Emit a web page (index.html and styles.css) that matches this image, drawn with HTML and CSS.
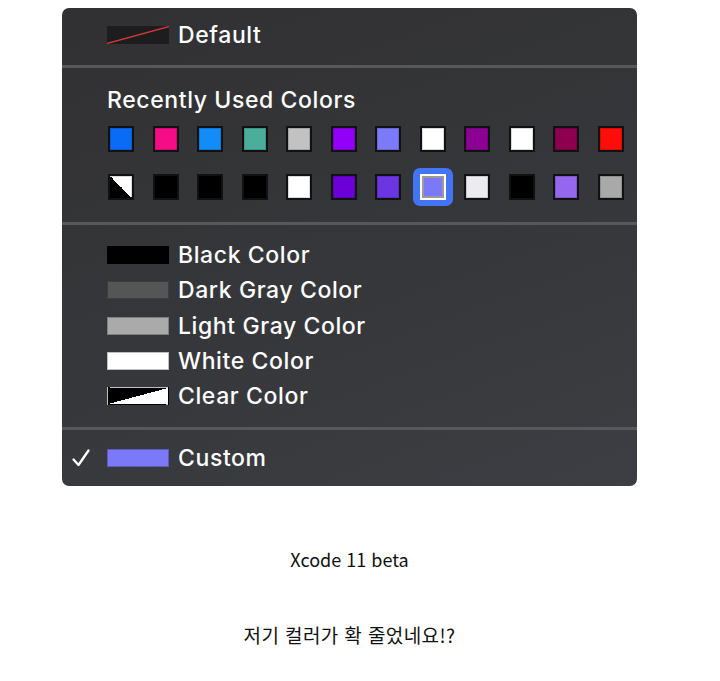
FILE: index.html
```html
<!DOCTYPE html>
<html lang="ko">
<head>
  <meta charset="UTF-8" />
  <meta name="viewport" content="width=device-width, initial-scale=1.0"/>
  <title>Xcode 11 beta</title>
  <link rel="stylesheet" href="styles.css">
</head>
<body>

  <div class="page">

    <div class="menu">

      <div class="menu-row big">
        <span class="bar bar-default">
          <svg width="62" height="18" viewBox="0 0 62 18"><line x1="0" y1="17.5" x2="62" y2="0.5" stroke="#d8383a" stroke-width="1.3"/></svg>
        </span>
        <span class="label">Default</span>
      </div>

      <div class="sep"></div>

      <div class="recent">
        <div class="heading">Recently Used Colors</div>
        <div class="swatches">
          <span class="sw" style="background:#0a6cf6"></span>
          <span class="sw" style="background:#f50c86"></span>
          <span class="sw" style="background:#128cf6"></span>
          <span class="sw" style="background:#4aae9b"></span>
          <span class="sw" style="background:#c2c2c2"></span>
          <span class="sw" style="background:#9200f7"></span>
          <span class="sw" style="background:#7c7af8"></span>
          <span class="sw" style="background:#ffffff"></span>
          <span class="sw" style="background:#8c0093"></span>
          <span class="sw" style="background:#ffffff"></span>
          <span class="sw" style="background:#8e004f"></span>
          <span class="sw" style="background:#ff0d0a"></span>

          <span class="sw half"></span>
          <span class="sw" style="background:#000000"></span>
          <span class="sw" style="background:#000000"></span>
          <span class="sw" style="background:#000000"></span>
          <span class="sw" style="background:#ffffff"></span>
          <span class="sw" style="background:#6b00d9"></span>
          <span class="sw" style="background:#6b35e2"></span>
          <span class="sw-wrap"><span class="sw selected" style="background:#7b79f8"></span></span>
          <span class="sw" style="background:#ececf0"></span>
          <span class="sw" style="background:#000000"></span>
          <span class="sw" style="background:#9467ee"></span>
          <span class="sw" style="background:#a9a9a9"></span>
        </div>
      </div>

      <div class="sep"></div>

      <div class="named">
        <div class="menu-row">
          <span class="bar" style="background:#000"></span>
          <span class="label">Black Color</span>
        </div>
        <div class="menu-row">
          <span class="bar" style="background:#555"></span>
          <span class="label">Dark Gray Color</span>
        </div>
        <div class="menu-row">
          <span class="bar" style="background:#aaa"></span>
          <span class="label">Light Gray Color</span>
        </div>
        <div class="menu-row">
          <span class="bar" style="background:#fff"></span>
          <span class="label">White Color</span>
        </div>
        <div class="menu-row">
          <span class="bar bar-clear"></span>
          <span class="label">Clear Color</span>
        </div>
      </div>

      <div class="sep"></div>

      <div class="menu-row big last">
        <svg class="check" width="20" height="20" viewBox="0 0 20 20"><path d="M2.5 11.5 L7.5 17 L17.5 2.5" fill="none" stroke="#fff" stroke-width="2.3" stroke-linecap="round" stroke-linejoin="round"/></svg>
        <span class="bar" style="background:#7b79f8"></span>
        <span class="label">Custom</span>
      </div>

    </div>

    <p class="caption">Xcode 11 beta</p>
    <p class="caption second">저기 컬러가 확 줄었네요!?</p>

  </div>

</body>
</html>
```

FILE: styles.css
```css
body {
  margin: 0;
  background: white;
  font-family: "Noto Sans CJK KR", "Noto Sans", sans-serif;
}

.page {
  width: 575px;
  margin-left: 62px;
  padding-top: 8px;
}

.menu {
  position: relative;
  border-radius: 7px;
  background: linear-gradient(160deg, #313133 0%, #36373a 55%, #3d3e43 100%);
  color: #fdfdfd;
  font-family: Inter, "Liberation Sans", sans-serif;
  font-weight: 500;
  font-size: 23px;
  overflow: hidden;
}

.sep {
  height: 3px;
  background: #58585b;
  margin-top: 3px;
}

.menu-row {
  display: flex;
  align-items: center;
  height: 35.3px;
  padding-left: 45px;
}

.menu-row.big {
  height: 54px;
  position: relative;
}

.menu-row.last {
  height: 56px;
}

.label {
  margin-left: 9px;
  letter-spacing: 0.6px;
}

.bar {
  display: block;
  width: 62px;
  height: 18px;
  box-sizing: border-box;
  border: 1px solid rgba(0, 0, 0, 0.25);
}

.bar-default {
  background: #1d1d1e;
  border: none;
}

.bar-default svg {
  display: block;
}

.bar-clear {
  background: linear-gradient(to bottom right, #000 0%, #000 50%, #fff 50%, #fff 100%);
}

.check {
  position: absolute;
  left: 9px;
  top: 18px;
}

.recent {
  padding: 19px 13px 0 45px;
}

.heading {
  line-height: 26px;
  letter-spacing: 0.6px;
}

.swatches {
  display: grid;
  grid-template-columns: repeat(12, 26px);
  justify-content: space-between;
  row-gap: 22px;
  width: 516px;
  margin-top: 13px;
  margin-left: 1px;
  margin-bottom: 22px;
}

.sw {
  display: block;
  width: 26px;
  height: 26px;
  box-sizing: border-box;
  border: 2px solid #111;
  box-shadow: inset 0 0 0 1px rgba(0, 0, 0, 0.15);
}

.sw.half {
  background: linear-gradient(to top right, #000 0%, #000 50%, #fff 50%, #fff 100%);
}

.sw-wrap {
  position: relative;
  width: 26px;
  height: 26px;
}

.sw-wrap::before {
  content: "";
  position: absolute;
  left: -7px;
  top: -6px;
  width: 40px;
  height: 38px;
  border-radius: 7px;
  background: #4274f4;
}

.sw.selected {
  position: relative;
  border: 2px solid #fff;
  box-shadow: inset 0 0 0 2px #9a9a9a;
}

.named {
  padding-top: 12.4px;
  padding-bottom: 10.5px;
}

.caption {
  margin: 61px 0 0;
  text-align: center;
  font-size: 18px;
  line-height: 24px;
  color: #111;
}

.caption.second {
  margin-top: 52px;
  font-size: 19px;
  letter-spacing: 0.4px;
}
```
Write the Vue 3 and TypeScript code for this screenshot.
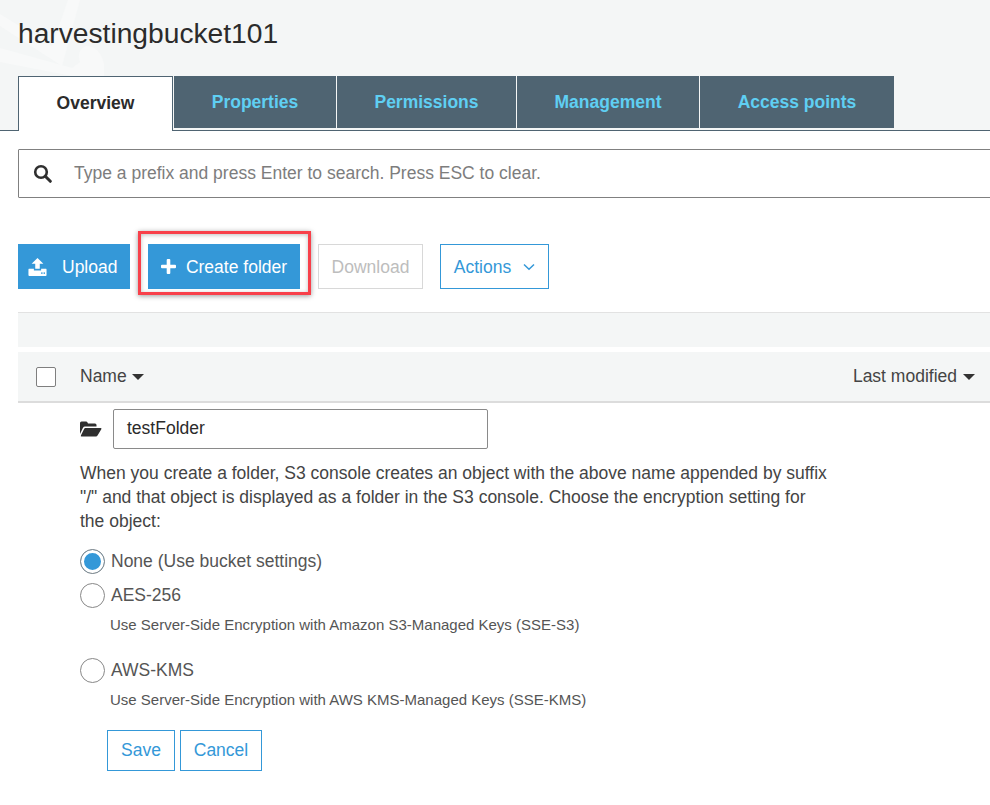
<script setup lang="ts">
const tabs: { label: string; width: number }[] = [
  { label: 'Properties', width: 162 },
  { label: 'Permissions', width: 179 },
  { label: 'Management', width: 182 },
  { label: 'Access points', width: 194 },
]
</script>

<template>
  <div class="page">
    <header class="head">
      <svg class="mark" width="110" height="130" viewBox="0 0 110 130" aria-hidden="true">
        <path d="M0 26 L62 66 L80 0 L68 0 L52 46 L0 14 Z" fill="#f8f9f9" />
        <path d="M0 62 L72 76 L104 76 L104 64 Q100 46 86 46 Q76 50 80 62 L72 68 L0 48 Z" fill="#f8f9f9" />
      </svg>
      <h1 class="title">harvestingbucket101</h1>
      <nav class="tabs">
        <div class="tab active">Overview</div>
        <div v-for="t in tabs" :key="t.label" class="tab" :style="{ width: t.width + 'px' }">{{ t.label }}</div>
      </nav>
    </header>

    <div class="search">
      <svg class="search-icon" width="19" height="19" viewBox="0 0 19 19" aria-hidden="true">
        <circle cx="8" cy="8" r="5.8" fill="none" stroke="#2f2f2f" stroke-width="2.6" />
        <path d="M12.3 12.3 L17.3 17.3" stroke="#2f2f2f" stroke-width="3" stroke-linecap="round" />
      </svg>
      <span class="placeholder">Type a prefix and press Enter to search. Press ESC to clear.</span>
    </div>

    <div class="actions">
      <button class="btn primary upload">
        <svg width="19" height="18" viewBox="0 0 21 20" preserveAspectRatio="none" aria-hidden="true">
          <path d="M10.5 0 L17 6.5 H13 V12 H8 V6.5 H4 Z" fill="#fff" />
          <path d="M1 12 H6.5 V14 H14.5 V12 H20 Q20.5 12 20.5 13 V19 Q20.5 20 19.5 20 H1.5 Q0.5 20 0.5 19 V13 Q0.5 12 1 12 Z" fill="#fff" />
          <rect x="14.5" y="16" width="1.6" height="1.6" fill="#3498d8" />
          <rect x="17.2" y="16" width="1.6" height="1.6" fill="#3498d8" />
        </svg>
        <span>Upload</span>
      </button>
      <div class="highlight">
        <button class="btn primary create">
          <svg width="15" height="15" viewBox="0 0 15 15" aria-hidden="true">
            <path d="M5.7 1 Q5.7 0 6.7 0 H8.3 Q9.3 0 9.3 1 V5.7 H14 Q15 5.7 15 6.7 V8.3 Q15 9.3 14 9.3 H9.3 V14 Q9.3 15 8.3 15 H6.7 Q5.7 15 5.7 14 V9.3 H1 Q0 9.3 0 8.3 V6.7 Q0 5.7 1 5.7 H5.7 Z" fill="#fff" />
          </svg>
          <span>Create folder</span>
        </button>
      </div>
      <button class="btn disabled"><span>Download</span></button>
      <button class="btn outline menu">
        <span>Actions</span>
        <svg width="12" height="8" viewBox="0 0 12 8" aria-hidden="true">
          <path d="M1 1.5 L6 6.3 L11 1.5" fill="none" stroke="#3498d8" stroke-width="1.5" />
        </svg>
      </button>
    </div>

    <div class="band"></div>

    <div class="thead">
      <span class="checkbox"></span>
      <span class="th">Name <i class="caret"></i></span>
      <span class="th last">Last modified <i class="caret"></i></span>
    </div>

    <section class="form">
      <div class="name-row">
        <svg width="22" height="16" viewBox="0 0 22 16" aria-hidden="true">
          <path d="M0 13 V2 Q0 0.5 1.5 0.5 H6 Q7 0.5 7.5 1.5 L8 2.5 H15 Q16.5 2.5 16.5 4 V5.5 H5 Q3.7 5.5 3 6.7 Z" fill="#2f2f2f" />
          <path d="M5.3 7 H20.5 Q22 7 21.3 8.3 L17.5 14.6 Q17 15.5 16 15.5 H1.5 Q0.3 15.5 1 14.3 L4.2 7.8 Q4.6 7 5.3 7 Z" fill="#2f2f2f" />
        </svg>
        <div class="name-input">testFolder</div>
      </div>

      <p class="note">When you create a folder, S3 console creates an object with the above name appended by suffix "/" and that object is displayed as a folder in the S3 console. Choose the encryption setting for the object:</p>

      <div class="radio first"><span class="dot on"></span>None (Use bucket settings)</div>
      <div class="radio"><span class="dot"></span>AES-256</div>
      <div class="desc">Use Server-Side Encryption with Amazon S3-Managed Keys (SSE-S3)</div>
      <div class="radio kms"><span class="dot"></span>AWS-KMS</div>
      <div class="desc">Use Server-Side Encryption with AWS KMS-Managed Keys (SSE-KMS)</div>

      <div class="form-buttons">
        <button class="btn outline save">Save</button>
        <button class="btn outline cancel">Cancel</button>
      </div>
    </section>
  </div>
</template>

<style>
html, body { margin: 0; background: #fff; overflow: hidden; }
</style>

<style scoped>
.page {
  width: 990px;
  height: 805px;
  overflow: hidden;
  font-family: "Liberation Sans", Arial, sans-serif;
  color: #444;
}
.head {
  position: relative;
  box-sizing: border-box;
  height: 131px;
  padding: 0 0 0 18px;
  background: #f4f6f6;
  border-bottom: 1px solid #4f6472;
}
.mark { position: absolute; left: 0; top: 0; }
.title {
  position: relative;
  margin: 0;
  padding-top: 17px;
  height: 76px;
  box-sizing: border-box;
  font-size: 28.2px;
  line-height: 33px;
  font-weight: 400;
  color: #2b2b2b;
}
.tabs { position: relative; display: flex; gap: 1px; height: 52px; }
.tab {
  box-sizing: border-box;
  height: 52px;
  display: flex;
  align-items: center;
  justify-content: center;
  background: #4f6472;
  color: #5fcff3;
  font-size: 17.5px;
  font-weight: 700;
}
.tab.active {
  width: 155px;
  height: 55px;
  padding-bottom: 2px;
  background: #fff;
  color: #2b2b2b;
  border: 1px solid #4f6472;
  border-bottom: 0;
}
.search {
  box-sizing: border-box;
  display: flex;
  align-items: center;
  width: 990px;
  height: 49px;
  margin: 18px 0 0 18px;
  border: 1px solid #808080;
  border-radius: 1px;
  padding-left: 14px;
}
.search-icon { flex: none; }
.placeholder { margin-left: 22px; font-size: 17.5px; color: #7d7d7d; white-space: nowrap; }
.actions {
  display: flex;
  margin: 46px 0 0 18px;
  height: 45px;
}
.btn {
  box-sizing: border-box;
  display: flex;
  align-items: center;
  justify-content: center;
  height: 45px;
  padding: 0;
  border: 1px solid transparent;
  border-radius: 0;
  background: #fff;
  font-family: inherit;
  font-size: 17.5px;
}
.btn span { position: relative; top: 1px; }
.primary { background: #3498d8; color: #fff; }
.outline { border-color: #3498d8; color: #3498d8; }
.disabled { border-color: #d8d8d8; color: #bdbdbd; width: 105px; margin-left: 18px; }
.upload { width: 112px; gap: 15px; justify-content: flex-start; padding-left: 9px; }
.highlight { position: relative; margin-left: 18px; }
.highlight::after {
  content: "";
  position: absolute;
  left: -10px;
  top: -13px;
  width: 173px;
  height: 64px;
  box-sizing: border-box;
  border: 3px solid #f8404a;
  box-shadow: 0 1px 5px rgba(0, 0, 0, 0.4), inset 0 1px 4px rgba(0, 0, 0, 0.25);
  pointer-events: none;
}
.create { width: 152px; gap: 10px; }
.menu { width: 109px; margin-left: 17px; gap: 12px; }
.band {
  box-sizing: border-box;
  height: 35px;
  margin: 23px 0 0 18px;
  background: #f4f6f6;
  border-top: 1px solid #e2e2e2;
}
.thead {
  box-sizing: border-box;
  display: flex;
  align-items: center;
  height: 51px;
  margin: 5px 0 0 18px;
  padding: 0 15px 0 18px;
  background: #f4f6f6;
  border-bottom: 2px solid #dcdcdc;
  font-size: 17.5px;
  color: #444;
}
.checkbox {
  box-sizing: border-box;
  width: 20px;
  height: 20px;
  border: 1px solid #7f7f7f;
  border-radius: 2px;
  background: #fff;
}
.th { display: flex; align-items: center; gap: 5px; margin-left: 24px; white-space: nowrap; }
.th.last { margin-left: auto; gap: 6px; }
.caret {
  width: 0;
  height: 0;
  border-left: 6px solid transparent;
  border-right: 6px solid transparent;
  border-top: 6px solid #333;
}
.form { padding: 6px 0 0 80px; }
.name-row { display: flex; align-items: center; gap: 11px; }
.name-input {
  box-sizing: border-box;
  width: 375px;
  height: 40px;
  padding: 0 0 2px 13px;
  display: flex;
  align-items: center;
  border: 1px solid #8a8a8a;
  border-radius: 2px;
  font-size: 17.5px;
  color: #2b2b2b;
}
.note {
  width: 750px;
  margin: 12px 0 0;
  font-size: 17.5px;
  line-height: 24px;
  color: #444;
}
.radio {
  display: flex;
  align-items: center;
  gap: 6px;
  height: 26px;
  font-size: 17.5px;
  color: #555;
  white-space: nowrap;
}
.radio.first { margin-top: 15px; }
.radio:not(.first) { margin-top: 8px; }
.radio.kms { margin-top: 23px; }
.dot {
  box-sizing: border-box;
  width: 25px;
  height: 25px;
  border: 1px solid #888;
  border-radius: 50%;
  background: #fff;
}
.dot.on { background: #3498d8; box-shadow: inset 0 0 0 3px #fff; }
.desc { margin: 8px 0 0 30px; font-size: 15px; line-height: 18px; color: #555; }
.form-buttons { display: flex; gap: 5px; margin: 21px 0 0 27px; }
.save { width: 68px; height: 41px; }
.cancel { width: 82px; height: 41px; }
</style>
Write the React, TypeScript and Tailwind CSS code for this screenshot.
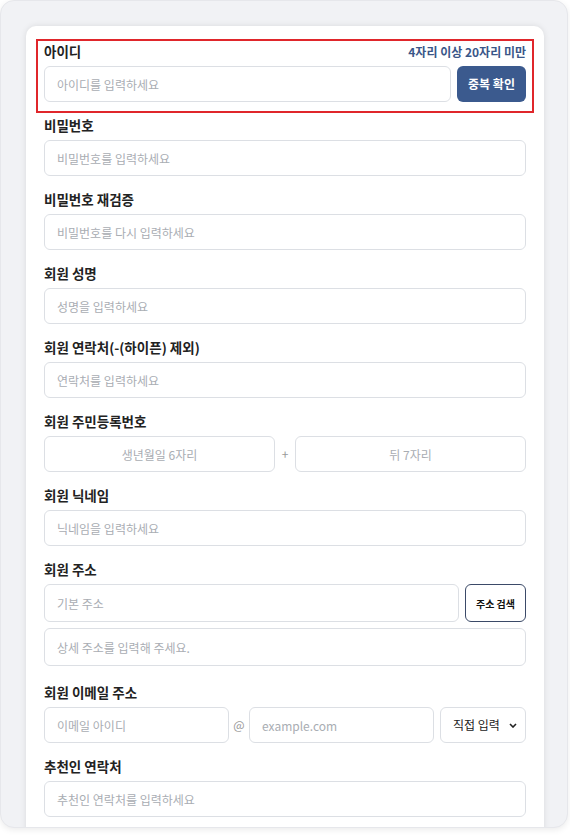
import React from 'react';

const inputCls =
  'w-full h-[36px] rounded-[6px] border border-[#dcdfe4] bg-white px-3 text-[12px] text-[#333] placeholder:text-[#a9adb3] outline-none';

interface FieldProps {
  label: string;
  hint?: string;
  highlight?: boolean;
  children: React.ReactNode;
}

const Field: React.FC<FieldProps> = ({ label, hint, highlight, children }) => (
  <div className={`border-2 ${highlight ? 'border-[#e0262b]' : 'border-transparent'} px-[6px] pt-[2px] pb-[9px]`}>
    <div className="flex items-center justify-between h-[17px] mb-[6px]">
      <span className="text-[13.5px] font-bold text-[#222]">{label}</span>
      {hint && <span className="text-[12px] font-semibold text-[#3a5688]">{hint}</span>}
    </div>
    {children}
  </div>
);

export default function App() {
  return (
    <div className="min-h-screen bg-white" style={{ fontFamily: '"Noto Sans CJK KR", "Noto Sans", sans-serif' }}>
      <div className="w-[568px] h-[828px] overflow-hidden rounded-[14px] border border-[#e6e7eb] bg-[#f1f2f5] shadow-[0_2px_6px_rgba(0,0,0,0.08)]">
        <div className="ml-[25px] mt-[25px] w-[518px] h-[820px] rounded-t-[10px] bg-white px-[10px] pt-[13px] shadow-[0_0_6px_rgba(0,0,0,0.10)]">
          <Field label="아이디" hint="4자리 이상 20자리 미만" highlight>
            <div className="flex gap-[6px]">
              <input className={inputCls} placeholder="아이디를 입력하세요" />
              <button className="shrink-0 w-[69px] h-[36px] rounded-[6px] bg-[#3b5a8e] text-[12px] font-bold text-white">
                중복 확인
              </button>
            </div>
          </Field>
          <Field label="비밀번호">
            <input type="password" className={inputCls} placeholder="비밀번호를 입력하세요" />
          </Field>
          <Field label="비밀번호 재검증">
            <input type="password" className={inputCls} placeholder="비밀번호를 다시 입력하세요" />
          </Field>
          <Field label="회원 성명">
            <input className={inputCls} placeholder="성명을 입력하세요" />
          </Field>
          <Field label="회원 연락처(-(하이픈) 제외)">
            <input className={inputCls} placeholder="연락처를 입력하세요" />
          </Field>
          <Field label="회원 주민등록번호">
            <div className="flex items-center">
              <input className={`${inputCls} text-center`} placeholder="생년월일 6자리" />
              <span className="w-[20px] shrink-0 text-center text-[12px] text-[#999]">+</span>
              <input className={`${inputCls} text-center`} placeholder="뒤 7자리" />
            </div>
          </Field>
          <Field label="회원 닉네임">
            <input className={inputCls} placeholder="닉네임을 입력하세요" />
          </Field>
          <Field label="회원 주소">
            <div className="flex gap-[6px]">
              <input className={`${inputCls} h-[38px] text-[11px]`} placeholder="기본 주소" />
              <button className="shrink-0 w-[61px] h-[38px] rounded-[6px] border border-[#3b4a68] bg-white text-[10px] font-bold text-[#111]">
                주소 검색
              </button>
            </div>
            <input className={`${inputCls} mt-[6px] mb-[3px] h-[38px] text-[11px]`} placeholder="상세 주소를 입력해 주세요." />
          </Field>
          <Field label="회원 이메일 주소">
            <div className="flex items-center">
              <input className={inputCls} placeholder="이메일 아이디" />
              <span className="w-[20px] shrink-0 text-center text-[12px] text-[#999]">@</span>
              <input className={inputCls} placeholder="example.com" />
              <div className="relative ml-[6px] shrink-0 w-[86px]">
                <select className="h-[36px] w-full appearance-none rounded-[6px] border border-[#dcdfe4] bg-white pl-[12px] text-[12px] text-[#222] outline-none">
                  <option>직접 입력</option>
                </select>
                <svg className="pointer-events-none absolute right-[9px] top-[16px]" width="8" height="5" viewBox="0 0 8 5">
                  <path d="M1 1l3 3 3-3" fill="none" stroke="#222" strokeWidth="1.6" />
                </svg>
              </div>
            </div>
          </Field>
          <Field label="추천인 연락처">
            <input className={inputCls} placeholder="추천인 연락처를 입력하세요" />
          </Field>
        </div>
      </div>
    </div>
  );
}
______________________________
*TO BE DONE*: Write out every line of the entries that holds the word "this".

*EXERCISE RESULT*:
Emit a web page (index.html and styles.css) that matches this image, drawn with HTML and CSS.
Write the Vue 3 and TypeScript code for this screenshot.
Write the React, TypeScript and Tailwind CSS code for this screenshot.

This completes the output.